WHILE the timing of a statement announcing Northwich Victoria’s latest expulsion came as a surprise – the team was playing a match against a rival for promotion – its content should not.

Not paying creditors, be they related to football or not, is about as serious a rules break imaginable.

Not telling the men that run the Northern Premier League – one of the charges for which the club has been found guilty – makes it even worse.

Vics owner Jim Rushe was summoned to a hearing yesterday, Friday, to offer his explanation, but it was not enough to convince members of a league disciplinary panel not to take drastic action.

They have barred the team, currently second in the Premier Division table, from taking part in the promotion play-offs as well as kicking out the club from next season’s competition.

It appears they were fed up that, more than two years after firms to which the club owes money wrote off close to two thirds of those debts, none have yet received a penny promised to them.

That the club had not declared as much – rule 14.B.4 – made the league less likely to be lenient in its punishment.

It is ironic then that success on the pitch is the catalyst for what has followed.

Northwich Victoria Football Club (2004) Ltd entered administration in May 2009, little more than a month after the team was relegated from non-league’s top tier after a disastrous season.

The club was originally kicked out of the Football Conference as a sanction but was reinstated in the competition’s northern section – albeit with a 10-points deduction – after an appeal to the Football Association.

Manager Andy Preece and his players then reached the FA Cup’s second round the following season, appearing twice in live broadcasts on terrestrial television.

Their reward was a prize pot worth close to £200,000, the promise of which persuaded creditors not to petition to wind up the club.

Instead, in December 2009, they voted in favour of a Company Voluntary Arrangement (CVA) that would pay back 37p of every pound owed to them over a five-years period.

Such an accord was in breach of Conference finance rules, which require every penny to be returned again, so the club was – this time after an unsuccessful appeal – relegated to the Northern Premier League the following summer.

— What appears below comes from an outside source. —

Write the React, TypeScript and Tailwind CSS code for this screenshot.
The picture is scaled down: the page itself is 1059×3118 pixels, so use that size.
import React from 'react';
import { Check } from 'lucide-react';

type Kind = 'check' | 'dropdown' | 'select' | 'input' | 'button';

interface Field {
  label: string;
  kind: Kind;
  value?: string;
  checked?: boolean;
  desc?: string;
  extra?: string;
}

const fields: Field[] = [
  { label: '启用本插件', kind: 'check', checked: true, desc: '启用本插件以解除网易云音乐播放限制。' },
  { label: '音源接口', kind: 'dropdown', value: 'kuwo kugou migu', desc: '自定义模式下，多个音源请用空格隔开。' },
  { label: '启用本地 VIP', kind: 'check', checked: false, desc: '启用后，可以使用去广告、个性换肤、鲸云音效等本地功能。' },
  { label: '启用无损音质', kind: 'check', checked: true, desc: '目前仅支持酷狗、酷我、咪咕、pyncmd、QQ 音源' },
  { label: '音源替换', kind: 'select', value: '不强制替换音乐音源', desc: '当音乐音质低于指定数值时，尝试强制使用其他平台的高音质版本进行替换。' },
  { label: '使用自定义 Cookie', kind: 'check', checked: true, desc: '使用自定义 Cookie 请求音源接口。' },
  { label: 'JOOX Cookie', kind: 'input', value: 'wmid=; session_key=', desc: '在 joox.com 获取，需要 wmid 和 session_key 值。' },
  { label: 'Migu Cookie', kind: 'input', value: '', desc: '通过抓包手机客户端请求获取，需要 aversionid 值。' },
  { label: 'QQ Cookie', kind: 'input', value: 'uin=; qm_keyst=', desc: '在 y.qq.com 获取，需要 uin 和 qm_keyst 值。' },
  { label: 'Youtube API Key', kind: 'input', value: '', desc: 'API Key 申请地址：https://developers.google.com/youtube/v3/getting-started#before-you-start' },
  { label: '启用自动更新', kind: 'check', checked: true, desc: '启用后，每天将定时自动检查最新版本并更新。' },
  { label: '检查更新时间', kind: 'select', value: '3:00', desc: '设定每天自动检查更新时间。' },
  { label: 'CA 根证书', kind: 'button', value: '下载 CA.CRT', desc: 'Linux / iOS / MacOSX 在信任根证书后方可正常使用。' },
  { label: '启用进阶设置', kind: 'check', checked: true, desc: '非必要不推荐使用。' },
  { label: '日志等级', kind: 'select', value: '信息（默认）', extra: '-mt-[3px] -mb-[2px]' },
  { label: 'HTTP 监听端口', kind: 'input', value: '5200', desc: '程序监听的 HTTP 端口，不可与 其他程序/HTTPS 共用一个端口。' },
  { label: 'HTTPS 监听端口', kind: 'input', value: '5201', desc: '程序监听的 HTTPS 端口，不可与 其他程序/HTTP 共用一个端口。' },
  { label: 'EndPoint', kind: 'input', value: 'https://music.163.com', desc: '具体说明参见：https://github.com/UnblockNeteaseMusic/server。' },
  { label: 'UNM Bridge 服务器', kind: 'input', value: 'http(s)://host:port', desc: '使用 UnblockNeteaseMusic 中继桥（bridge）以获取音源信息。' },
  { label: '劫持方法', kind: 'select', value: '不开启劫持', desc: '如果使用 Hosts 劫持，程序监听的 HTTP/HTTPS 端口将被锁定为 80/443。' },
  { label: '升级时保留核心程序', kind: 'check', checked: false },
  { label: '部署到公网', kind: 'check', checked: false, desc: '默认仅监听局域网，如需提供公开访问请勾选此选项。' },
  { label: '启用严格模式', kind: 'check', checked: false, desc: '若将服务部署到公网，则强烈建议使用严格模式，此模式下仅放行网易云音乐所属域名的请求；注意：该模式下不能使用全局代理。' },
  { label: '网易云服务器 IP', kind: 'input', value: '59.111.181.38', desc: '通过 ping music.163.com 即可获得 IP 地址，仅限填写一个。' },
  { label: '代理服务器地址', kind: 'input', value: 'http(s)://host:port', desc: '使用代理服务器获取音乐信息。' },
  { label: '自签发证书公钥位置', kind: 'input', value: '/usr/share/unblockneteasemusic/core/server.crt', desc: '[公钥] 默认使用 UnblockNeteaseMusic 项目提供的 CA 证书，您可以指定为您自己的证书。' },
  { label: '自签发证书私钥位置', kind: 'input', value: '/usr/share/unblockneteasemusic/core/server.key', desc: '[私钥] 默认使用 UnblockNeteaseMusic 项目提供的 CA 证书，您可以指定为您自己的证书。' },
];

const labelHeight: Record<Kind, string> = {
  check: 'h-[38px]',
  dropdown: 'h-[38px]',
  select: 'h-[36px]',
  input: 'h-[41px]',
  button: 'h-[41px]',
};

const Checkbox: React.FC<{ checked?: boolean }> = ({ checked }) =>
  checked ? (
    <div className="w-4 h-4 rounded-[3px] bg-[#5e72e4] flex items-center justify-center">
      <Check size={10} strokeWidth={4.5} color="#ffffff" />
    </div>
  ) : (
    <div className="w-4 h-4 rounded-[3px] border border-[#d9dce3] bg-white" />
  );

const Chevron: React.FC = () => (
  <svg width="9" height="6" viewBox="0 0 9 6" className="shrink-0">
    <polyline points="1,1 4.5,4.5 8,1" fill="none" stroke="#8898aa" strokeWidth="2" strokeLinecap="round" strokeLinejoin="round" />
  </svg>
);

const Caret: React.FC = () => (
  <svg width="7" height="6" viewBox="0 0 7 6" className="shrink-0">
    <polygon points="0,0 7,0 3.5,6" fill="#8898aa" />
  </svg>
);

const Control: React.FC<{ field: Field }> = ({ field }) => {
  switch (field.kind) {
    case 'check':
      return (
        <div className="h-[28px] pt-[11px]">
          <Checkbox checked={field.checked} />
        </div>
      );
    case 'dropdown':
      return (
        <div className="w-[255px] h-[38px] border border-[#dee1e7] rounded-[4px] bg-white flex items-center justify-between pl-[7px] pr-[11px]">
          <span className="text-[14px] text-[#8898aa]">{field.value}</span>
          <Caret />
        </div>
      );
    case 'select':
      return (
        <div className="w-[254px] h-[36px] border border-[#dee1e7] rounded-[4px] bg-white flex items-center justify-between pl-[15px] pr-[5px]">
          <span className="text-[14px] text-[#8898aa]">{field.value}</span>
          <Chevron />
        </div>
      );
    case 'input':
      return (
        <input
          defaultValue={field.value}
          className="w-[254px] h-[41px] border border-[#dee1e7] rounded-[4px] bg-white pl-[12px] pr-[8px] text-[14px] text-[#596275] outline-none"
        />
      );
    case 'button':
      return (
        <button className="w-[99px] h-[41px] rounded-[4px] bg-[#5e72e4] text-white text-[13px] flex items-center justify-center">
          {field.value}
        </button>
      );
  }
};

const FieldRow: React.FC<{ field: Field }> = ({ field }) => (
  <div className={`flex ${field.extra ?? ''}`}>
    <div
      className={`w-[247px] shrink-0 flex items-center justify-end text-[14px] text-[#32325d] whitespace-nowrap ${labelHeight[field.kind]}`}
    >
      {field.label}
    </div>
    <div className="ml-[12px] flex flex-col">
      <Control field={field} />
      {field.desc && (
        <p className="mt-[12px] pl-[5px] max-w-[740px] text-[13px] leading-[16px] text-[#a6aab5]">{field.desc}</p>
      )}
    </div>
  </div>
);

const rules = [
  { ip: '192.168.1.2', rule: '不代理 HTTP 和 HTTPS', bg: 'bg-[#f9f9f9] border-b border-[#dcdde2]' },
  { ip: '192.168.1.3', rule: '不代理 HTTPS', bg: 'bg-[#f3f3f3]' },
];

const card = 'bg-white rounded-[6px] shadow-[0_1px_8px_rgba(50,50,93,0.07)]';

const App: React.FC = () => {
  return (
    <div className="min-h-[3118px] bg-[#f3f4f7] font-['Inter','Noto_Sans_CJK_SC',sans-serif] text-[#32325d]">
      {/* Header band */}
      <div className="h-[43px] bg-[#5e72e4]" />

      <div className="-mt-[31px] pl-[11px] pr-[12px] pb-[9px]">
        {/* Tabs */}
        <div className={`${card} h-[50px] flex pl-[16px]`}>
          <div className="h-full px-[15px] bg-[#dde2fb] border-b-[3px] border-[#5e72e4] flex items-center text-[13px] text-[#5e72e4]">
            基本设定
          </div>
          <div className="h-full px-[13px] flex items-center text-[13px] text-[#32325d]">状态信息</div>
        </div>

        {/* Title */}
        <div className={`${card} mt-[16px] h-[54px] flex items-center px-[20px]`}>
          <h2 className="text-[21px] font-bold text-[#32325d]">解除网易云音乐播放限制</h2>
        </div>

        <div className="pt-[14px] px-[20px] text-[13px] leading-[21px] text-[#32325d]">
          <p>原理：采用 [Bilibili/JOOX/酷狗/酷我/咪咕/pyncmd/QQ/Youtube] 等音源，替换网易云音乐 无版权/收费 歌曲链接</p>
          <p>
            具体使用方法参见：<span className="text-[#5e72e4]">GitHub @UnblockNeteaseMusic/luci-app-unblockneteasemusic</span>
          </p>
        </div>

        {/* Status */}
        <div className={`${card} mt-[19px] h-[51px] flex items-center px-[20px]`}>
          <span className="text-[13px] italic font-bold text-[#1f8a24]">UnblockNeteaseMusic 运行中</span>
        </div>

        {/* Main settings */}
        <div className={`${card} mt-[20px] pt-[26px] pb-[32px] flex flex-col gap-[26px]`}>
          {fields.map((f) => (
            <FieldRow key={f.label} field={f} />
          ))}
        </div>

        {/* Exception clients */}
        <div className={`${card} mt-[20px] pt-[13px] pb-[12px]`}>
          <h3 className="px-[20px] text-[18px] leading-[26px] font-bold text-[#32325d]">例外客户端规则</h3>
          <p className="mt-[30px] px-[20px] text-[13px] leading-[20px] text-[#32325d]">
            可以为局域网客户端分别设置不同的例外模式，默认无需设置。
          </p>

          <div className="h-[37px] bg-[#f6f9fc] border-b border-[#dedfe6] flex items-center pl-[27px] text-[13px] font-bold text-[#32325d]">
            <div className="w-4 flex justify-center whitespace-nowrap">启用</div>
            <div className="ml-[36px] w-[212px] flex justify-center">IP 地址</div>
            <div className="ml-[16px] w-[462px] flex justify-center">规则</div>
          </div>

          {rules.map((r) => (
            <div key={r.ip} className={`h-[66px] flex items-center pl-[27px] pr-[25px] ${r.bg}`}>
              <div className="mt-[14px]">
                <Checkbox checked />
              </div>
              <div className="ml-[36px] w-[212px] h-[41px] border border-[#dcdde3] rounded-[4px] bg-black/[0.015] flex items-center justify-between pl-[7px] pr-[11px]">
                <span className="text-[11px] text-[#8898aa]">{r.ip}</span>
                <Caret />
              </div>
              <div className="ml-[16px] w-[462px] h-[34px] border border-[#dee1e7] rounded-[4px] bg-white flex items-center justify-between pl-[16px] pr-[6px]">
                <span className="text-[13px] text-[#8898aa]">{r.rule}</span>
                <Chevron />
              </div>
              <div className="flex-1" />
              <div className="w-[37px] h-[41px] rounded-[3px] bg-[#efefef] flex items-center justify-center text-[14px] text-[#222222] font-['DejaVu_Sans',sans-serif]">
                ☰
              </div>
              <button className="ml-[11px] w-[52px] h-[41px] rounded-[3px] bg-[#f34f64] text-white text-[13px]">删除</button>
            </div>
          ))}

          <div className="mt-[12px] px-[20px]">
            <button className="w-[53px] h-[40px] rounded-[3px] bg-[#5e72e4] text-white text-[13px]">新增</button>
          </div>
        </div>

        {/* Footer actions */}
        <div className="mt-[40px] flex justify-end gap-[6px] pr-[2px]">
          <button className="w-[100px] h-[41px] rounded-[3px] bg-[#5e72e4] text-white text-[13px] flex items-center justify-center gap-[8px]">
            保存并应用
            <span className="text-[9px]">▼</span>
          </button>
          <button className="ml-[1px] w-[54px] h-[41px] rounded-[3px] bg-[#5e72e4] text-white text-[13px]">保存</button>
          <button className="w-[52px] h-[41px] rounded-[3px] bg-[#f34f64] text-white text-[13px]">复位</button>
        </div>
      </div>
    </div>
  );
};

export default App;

Meanwhile the FA, unhappy that a new firm set up by Rushe – Northwich Victoria Football Club (2007) Ltd – did not have everything in place to take over the old one, held on to the FA Cup prize money.

The game’s governing body did not stop Vics from playing in any of its competitions in the meantime though.

It agreed to pay £170,000, a reduced figure after deductions were made to pay bills owed to opponents from the FA Cup run, to administrator Gary Pettit only in January 2011 on the condition that Rushe paid a £10,000 bond to complete the purchase of NVFC (2004) Ltd.

A further £150,000 was to follow in monthly instalments.

However in February of this year Pettit, an insolvency practitioner for Northampton-based finance recovery specialists Marshman Price, asked a judge at Manchester High Court to rip up the CVA, accusing the club of failing to fulfil any of its commitments.

Specifically, he said that Rushe had reneged on an accord to find £2,500 each month for the club’s creditors.

Unsurprisingly, Vics’ owner’s version of events is different.

He says that Pettit should have paid him a six-figures sum he spent keeping the club afloat for the seven months between it entering administration and creditors approving the CVA.

From that pot would he have paid the monthly sums, he claims.

It is not known how many times, if at all, he asked Pettit since January of last year to return the cash he says he is owed.

No matter, for neither man told the league anything.

Or the players. Or the managers. Or the club’s fans.

The revelation that Vics have not paid their creditors, in turn making invalid the transfer of membership from NVFC (2004) Ltd to NVFC (2007) Ltd, is the reason they have breached rule 2.9.2.

Rushe told the disciplinary panel yesterday that he is not guilty of any of the offences they accuse him of.

He said last night too that he thinks its punishment is too severe.

The club can not adopt both of those positions in the appeal it has promised to lodge, so it is unclear on what grounds Graham Bean – a former FA compliance officer turned nemesis of his former employers fighting clubs’ corners on disciplinary matters – will base its defence.

Meanwhile the supporters face the ignominy of the club they follow being relegated up to five divisions in three years if such an appeal fails.

Only one of those demotions will have been for the football team they follow not being up to scratch on the pitch.

That, more than anything else, is the most sobering fact of this whole saga.